Goal: List all lines of the data that include the string "with".

Web page code records:
******************************

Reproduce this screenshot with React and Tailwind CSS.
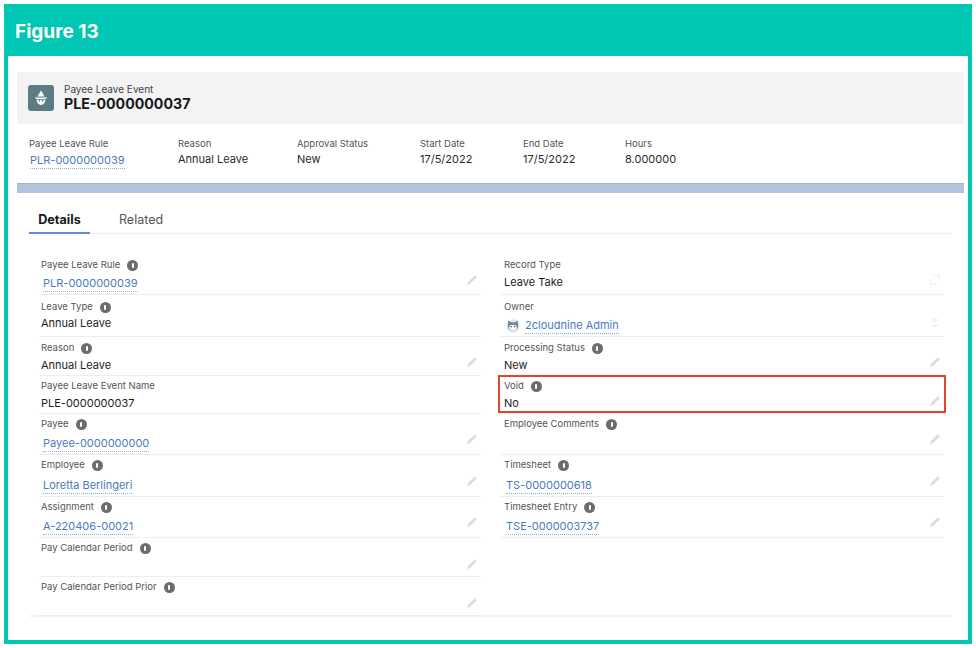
const FONT = "font-['Inter','Liberation_Sans',sans-serif]";

function Info() {
  return (
    <span className="ml-[7px] flex h-[11px] w-[11px] shrink-0 items-center justify-center rounded-full bg-[#6c6c6c]">
      <span className="h-[5px] w-[2px] rounded-[1px] bg-white" />
    </span>
  );
}

function Pencil() {
  return (
    <svg viewBox="0 0 12 12" className="h-3 w-3 shrink-0">
      <path d="M1 11 L2 8 L8.8 1.2 L10.8 3.2 L4 10 Z" fill="#dcdcdc" />
    </svg>
  );
}

function RecordTypeIcon() {
  return (
    <svg viewBox="0 0 12 12" className="h-3 w-3 shrink-0" fill="none" stroke="#f2f2f2" strokeWidth="1.4">
      <path d="M4 1.5 H10.5 V7 M8 10.5 H1.5 V5" />
    </svg>
  );
}

function PersonIcon() {
  return (
    <svg viewBox="0 0 12 12" className="h-3 w-3 shrink-0" fill="#f3f3f3">
      <circle cx="6" cy="4" r="2.6" />
      <path d="M1.5 11 C2 8 10 8 10.5 11 Z" />
    </svg>
  );
}

function Avatar() {
  return (
    <svg viewBox="0 0 14 14" className="ml-[2px] mr-[5px] h-[14px] w-[14px] shrink-0">
      <circle cx="7" cy="7" r="6.8" fill="#e3e9f0" />
      <path d="M2.2 1.6 L4.8 3.2 H9.2 L11.8 1.6 L12 7 C12 10.4 9.6 12 7 12 C4.4 12 2 10.4 2 7 Z" fill="#71859b" />
      <ellipse cx="7" cy="8.8" rx="3.8" ry="3" fill="#ffffff" />
      <circle cx="5.3" cy="7.7" r="0.7" fill="#33404f" />
      <circle cx="8.7" cy="7.7" r="0.7" fill="#33404f" />
    </svg>
  );
}

function RecordIcon() {
  return (
    <div className="flex h-[26px] w-[26px] shrink-0 items-center justify-center rounded-[3px] bg-[#5b7c84]">
      <svg viewBox="0 0 18 18" className="h-[18px] w-[18px]" fill="#ffffff">
        <path d="M9 1.5 L12.6 7.4 H5.4 Z" />
        <path d="M2.6 8.4 H15.4 L13.6 10 H4.4 Z" />
        <path d="M4.6 10.8 H13.4 C13.2 14 11.4 16 9 16 C6.6 16 4.8 14 4.6 10.8 Z" />
        <circle cx="7.4" cy="11.8" r="0.9" fill="#5b7c84" />
        <circle cx="10.6" cy="11.8" r="0.9" fill="#5b7c84" />
      </svg>
    </div>
  );
}

function Highlight({ label, value, link, width }) {
  return (
    <div className={`shrink-0 ${width}`}>
      <div className="text-[9.5px] leading-3 text-[#555555]">{label}</div>
      {link ? (
        <div className="mt-[2px] flex pl-px">
          <span className="border-b border-dotted border-[#8fb0dc] text-[11px] leading-4 text-[#4a7bc0]">{value}</span>
        </div>
      ) : (
        <div className="mt-[1px] text-[11px] leading-4 text-[#2b2b2b]">{value}</div>
      )}
    </div>
  );
}

function Field({ h, pt, mt, label, info, value, link, avatar, action = "pencil", pl = "pl-[2px]", pb = "pb-2", boxed }) {
  return (
    <div className={`relative flex items-end justify-between border-b border-[#eeeeee] pr-[3px] ${pb} ${pl} ${h}`}>
      <div className={`self-start ${pt}`}>
        <div className="flex h-3 items-center text-[9.5px] leading-3 text-[#555555]">
          <span>{label}</span>
          {info && <Info />}
        </div>
        {value && (
          <div className={`${mt} flex items-center text-[11px] leading-4 text-[#1d1d1d]`}>
            {avatar && <Avatar />}
            {link ? (
              <span className={`border-b border-dotted border-[#8fb0dc] text-[#4a7bc0] ${avatar ? "" : "ml-[2px]"}`}>{value}</span>
            ) : (
              <span>{value}</span>
            )}
          </div>
        )}
      </div>
      {action === "pencil" && <Pencil />}
      {action === "record" && <RecordTypeIcon />}
      {action === "person" && <PersonIcon />}
      {boxed && <div className="pointer-events-none absolute -left-[2px] -right-[2px] -top-[1px] bottom-0 border-2 border-[#e0452c]" />}
    </div>
  );
}

export default function App() {
  const r = "pl-1";
  return (
    <div className={`${FONT} h-[648px] w-[976px] overflow-hidden bg-white p-1`}>
      <div className="flex h-[640px] flex-col border-x-4 border-b-4 border-[#00c7b4] bg-white">
        <div className="-mx-1 flex h-[52px] shrink-0 items-center bg-[#00c7b4] pl-[11px] pt-1 text-[19px] font-bold text-white">
          Figure 13
        </div>

        <div className="pl-[9px] pr-1 pt-4">
          <div className="flex h-[52px] items-center bg-[#f3f3f3] pl-[11px]">
            <RecordIcon />
            <div className="ml-[10px] -mt-[2px]">
              <div className="text-[10px] leading-3 text-[#444444]">Payee Leave Event</div>
              <div className="text-[14.2px] font-bold leading-[17px] text-[#181818]">PLE-0000000037</div>
            </div>
          </div>

          <div className="flex h-[59px] pl-3 pt-[14px]">
            <Highlight width="w-[149px]" label="Payee Leave Rule" value="PLR-0000000039" link />
            <Highlight width="w-[119px]" label="Reason" value="Annual Leave" />
            <Highlight width="w-[123px]" label="Approval Status" value="New" />
            <Highlight width="w-[103px]" label="Start Date" value="17/5/2022" />
            <Highlight width="w-[102px]" label="End Date" value="17/5/2022" />
            <Highlight width="w-[100px]" label="Hours" value="8.000000" />
          </div>

          <div className="h-[10px] border-t border-[#a3b4d0] bg-[#b3c3de]" />
        </div>

        <div className="ml-[21px] mr-4 flex-1">
          <div className="flex h-[41px] items-end border-b border-[#eeeeee]">
            <div className="-mb-px flex h-[31px] w-[61px] items-start justify-center border-b-2 border-[#5b8fdc] pt-[9px] text-[12.6px] font-bold leading-4 text-[#181818]">
              Details
            </div>
            <div className="ml-[29px] h-[31px] pt-[10px] text-[12.5px] leading-4 text-[#555555]">Related</div>
          </div>

          <div className="ml-px flex h-[383px] gap-[19px] border-b-2 border-[#f1f1f1] pl-[9px] pr-2 pt-5">
            <div className="w-[442px] shrink-0">
              <Field h="h-[41px]" pt="pt-[5px]" mt="mt-1" label="Payee Leave Rule" info value="PLR-0000000039" link />
              <Field h="h-[42px]" pt="pt-[6px]" mt="mt-[2px]" label="Leave Type" info value="Annual Leave" action="none" />
              <Field h="h-[39px]" pb="pb-[7px]" pt="pt-[5px]" mt="mt-[3px]" label="Reason" info value="Annual Leave" />
              <Field h="h-[38px]" pt="pt-1" mt="mt-[3px]" label="Payee Leave Event Name" value="PLE-0000000037" action="none" />
              <Field h="h-[41px]" pb="pb-[9px]" pt="pt-1" mt="mt-[5px]" label="Payee" info value="Payee-0000000000" link />
              <Field h="h-[42px]" pb="pb-[9px]" pt="pt-1" mt="mt-[6px]" label="Employee" info value="Loretta Berlingeri" link />
              <Field h="h-[41px]" pb="pb-[9px]" pt="pt-1" mt="mt-[5px]" label="Assignment" info value="A-220406-00021" link />
              <Field h="h-[39px]" pb="pb-[6px]" pt="pt-1" label="Pay Calendar Period" info />
              <Field h="h-[39px]" pb="pb-[6px]" pt="pt-1" label="Pay Calendar Period Prior" info />
            </div>
            <div className="w-[444px] shrink-0">
              <Field pl={r} h="h-[41px]" pt="pt-[5px]" mt="mt-[3px]" label="Record Type" value="Leave Take" action="record" />
              <Field pl={r} h="h-[42px]" pt="pt-[6px]" mt="mt-1" label="Owner" value="2cloudnine Admin" link avatar action="person" />
              <Field pl={r} h="h-[39px]" pb="pb-[7px]" pt="pt-[5px]" mt="mt-[3px]" label="Processing Status" info value="New" />
              <Field pl={r} h="h-[38px]" pb="pb-[6px]" pt="pt-1" mt="mt-[3px]" label="Void" info value="No" boxed />
              <Field pl={r} h="h-[41px]" pb="pb-[9px]" pt="pt-1" label="Employee Comments" info />
              <Field pl={r} h="h-[42px]" pb="pb-[9px]" pt="pt-1" mt="mt-[6px]" label="Timesheet" info value="TS-0000000618" link />
              <Field pl={r} h="h-[41px]" pb="pb-[9px]" pt="pt-1" mt="mt-[5px]" label="Timesheet Entry" info value="TSE-0000003737" link />
            </div>
          </div>
        </div>
      </div>
    </div>
  );
}
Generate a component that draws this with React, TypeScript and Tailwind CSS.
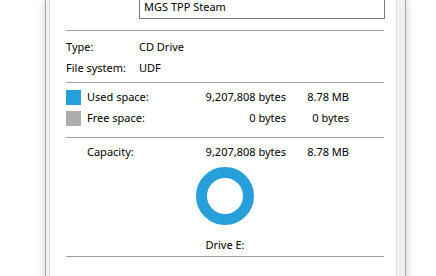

******************************

Answer for the task:
Reproduce this screenshot with React and Tailwind CSS.
Generate a component that draws this with React, TypeScript and Tailwind CSS.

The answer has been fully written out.